Hi @levidehaan, thanks for raising this issue!

Could you provide a checkpoint for a public model which replicates this issue? Does this happen for any llama model? Do you observe this issue when not running through a flask app? i.e. does this work:

import torch
from transformers import AutoModelForCausalLM, AutoTokenizer
import time
import logging
import os
print(torch.version.cuda)

modellocation = "/home/levi/projects/text-generation-webui/models/Upstage_SOLAR-10.7B-Instruct-v1.0"

tokenizer = AutoTokenizer.from_pretrained("/home/levi/projects/text-generation-webui/models/Upstage_SOLAR-10.7B-Instruct-v1.0")

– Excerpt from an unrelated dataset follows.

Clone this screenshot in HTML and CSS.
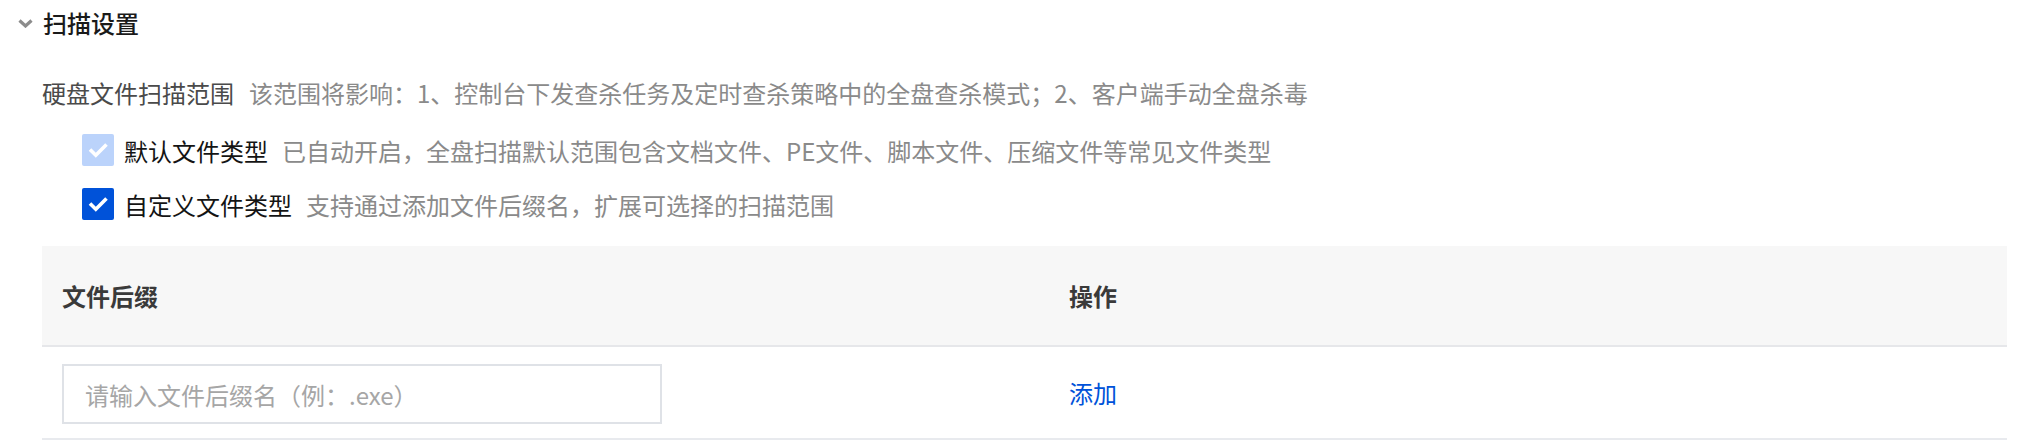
FILE: index.html
```html
<!DOCTYPE html>
<html lang="zh-CN">
<head>
<meta charset="utf-8">
<title>扫描设置</title>
<link rel="stylesheet" href="styles.css">
</head>
<body>
<section class="panel">
  <div class="panel-head">
    <svg class="chevron" width="15" height="9" viewBox="0 0 15 9"><path d="M1.5 1.5 L7.5 7 L13.5 1.5" fill="none" stroke="#8c8c8c" stroke-width="3.2"/></svg>
    <span class="panel-title">扫描设置</span>
  </div>
  <div class="panel-body">
    <div class="scope-row">
      <span class="scope-label">硬盘文件扫描范围</span>
      <span class="desc">该范围将影响：1、控制台下发查杀任务及定时查杀策略中的全盘查杀模式；2、客户端手动全盘杀毒</span>
    </div>
    <div class="check-row first">
      <span class="checkbox disabled"><svg width="32" height="32" viewBox="0 0 32 32"><path d="M8 15.5 L13.8 21.3 L24.5 10.5" fill="none" stroke="#fff" stroke-width="3.6"/></svg></span>
      <span class="check-label">默认文件类型</span>
      <span class="desc">已自动开启，全盘扫描默认范围包含文档文件、PE文件、脚本文件、压缩文件等常见文件类型</span>
    </div>
    <div class="check-row">
      <span class="checkbox checked"><svg width="32" height="32" viewBox="0 0 32 32"><path d="M8 15.5 L13.8 21.3 L24.5 10.5" fill="none" stroke="#fff" stroke-width="3.6"/></svg></span>
      <span class="check-label">自定义文件类型</span>
      <span class="desc">支持通过添加文件后缀名，扩展可选择的扫描范围</span>
    </div>
    <div class="table">
      <div class="th">文件后缀</div>
      <div class="th">操作</div>
      <div class="td input-cell"><input class="suffix-input" type="text" placeholder="请输入文件后缀名（例：.exe）"></div>
      <div class="td"><a class="link">添加</a></div>
    </div>
  </div>
</section>
</body>
</html>
```
FILE: styles.css
```css
html, body {
  margin: 0;
  padding: 0;
  background: #fff;
}
body {
  font-family: "Noto Sans CJK SC", "Noto Sans", sans-serif;
  font-size: 24px;
  color: #1a1a1a;
}
.panel-head {
  height: 46px;
  display: flex;
  align-items: center;
  padding-left: 18px;
}
.chevron {
  display: block;
  margin-right: 10px;
}
.panel-title {
  font-weight: 500;
  color: #1a1a1a;
  line-height: 32px;
}
.panel-body {
  padding-left: 42px;
}
.scope-row {
  margin-top: 28px;
  height: 36px;
  display: flex;
  align-items: center;
}
.scope-label {
  color: #4a4a4a;
  margin-right: 15px;
}
.desc {
  color: #8a8a8a;
}
.check-row {
  display: flex;
  align-items: center;
  height: 32px;
  margin-top: 22px;
  padding-left: 40px;
}
.check-row.first {
  margin-top: 24px;
}
.checkbox {
  width: 32px;
  height: 32px;
  border-radius: 2px;
  margin-right: 10px;
  display: block;
}
.checkbox svg {
  display: block;
}
.checkbox.disabled {
  background: #bbd3fb;
}
.checkbox.checked {
  background: #0052d9;
}
.check-label {
  color: #141414;
  margin-right: 14px;
}
.table {
  margin-top: 26px;
  width: 1965px;
  display: grid;
  grid-template-columns: 1007px 1fr;
}
.th {
  background: #f7f7f7;
  height: 99px;
  border-bottom: 2px solid #e6e7ea;
  display: flex;
  align-items: center;
  padding-left: 20px;
  font-weight: 600;
  color: #3a3a3a;
}
.td {
  height: 91px;
  border-bottom: 2px solid #e8eaee;
  display: flex;
  align-items: center;
  padding-left: 20px;
}
.input-cell {
  align-items: flex-start;
  padding-top: 17px;
  height: 74px;
}
.suffix-input {
  box-sizing: border-box;
  width: 600px;
  height: 60px;
  border: 2px solid #dfe2e7;
  border-radius: 0;
  padding: 0 21px;
  font-family: "Noto Sans CJK SC", sans-serif;
  font-size: 24px;
  color: #1a1a1a;
  outline: none;
  background: #fff;
}
.suffix-input::placeholder {
  color: #a6a6a6;
}
.link {
  color: #0052d9;
  text-decoration: none;
  cursor: pointer;
}
```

model = AutoModelForCausalLM.from_pretrained(
    modellocation,
    device_map="auto"
)

start_time = time.time()
data = # fill in data here
conversation = data['messages']
prompt = tokenizer.apply_chat_template(
    conversation, 
    tokenize=False, 
    add_generation_prompt=True
)
inputs = tokenizer(prompt, return_tensors="pt").to(model.device)
outputs = model.generate(**inputs, use_cache=True, max_length=4096)
outputs = model.generate(**inputs, use_cache=True, max_length=4096)
output_text = tokenizer.decode(outputs[0])
json_output = jsonify(
    {'choices': [{'message': {'role': 'assistant', 'content': output_text}}]}
)
request_duration = time.time() - request.start_time
print(f"Request took {request_duration} seconds")
print(json_output)

Based on the error message, I'd be willing to bet it's an indexing issue with position_ids.

cc @gante as this covers rope, cuda and generate :)

BiEchi commented 4 months ago

@levidehaan Is there any follow-up on this issue? I'm encountering exactly the same issue happened at the same line of the LLaMA-2 inferrence.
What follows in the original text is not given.